Depuis 2001, la traite et l'esclavage sont reconnus par la loi en France comme crime contre l'humanité. Du XVIe au XIXe siècle, la France met en place un vaste système esclavagiste, la traite transatlantique et l’esclavage colonial. À la Révolution en 1789, elle adopte la Déclaration des droits de l’homme et du citoyen qui proclame que les hommes naissent et demeurent libres et égaux en droits. Pourtant l’esclavage perdure dans les colonies. Les mouvements de résistance prennent alors une plus vaste ampleur. Dans la partie française de l’île de Saint-Domingue, les esclaves se soulèvent pour réclamer liberté et égalité. Ils obtiennent l’abolition de l’esclavage le 29 août 1793. Le 4 février 1794, la Convention nationale proclame l’abolition dans toutes les colonies. Après le rétablissement de l’esclavage par Napoléon Bonaparte en 1802, le système esclavagiste se maintient malgré les contestations. La France abolit définitivement l’esclavage en 1848, en indemnisant les anciens propriétaires des esclaves, mais pas les affranchis. En 1948, les commémorations nationales de l’abolition de l’esclavage se sont cristallisées autour de la figure tutélaire du récit républicain, Victor Schœlcher, auteur du décret de l’abolition de 1848. Depuis, plusieurs monuments publics le représentant ont pu être remis en cause en tant que symboles de la prépondérance de cette figure dans la construction mémorielle en France.

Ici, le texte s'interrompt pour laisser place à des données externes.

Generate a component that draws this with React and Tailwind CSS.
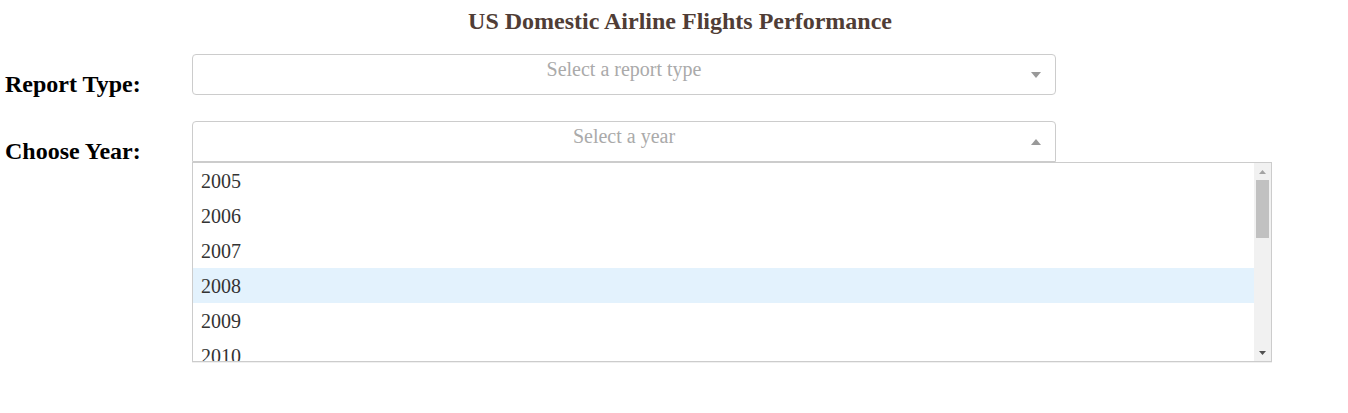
const years = ["2005", "2006", "2007", "2008", "2009", "2010"];

const Caret = ({ up = false }) => (
  <svg width="10" height="6" viewBox="0 0 10 6" className="fill-[#999]">
    {up ? <path d="M0 6 L5 0 L10 6 Z" /> : <path d="M0 0 L10 0 L5 6 Z" />}
  </svg>
);

const Dropdown = ({ placeholder, open = false, children }) => (
  <div className="relative w-[864px]">
    <div
      className={`h-[41px] border border-[#ccc] bg-white flex items-start ${
        open ? "rounded-t-[4px]" : "rounded-[4px]"
      }`}
    >
      <div className="flex-1 ml-[38px] text-center text-[20px] leading-[28px] text-[#aaa]">
        {placeholder}
      </div>
      <div className="w-[38px] h-[39px] flex items-center justify-center">
        <Caret up={open} />
      </div>
    </div>
    {children}
  </div>
);

const YearMenu = () => (
  <div className="absolute left-0 top-[41px] w-[1080px] h-[200px] border border-[#ccc] bg-white flex shadow-[0_1px_0_rgba(0,0,0,0.06)] z-10">
    <div className="flex-1 overflow-hidden">
      {years.map((y) => (
        <div
          key={y}
          className={`h-[35px] pl-[8px] flex items-center text-[20px] text-[#333] ${
            y === "2008" ? "bg-[#e3f2fd]" : ""
          }`}
        >
          {y}
        </div>
      ))}
    </div>
    <div className="w-[17px] bg-[#f1f1f1] flex flex-col items-center">
      <div className="h-[17px] flex items-center justify-center">
        <svg width="7" height="4" viewBox="0 0 7 4" className="fill-[#a3a3a3]">
          <path d="M0 4 L3.5 0 L7 4 Z" />
        </svg>
      </div>
      <div className="w-[13px] h-[58px] bg-[#c1c1c1]" />
      <div className="flex-1" />
      <div className="h-[17px] flex items-center justify-center">
        <svg width="7" height="4" viewBox="0 0 7 4" className="fill-[#505050]">
          <path d="M0 0 L7 0 L3.5 4 Z" />
        </svg>
      </div>
    </div>
  </div>
);

export default function App() {
  return (
    <div className="w-[1348px] h-[413px] bg-white font-['Liberation_Serif','Times_New_Roman',serif] text-black">
      <h1 className="text-center text-[24px] font-bold text-[#503d36] pt-[6px] leading-[30px] pl-[12px]">
        US Domestic Airline Flights Performance
      </h1>
      <div className="flex flex-col gap-[23px] mt-[18px]">
        <div className="flex items-start">
          <h2 className="w-[192px] pl-[5px] pt-[16px] text-[24px] font-bold leading-[28px]">
            Report Type:
          </h2>
          <Dropdown placeholder="Select a report type" />
        </div>
        <div className="flex items-start">
          <h2 className="w-[192px] pl-[5px] pt-[16px] text-[24px] font-bold leading-[28px]">
            Choose Year:
          </h2>
          <Dropdown placeholder="Select a year" open>
            <YearMenu />
          </Dropdown>
        </div>
      </div>
    </div>
  );
}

- D’après un dessin de Louis-Simon Boizot, gravé par Louis Darcis
- Sans titre
- Vers 1794
- Eau-forte sur papier
- Inv. 75.8898 et 75.8899
- Don Antoine Gianelli au Musée de la France d’outre-mer, 1935
Ces deux représentations se situent dans le sillage de l’affirmation de l’égalité et de la liberté par la Révolution française et du vote, en 1794, de l’abolition de l’esclavage dans toutes les colonies françaises. D’autres versions de ce portrait de femme noire et d’homme noir désormais libres sont connues. Elles comportent les inscriptions, dans une syntaxe hasardeuse, « Moi libre aussi » et « Moi égal à toi ». Ainsi représentés, ils demeurent dans une certaine mesure dans une position servile et ne sont pas décrits comme des participants à parts égales aux combats pour la liberté et l’égalité.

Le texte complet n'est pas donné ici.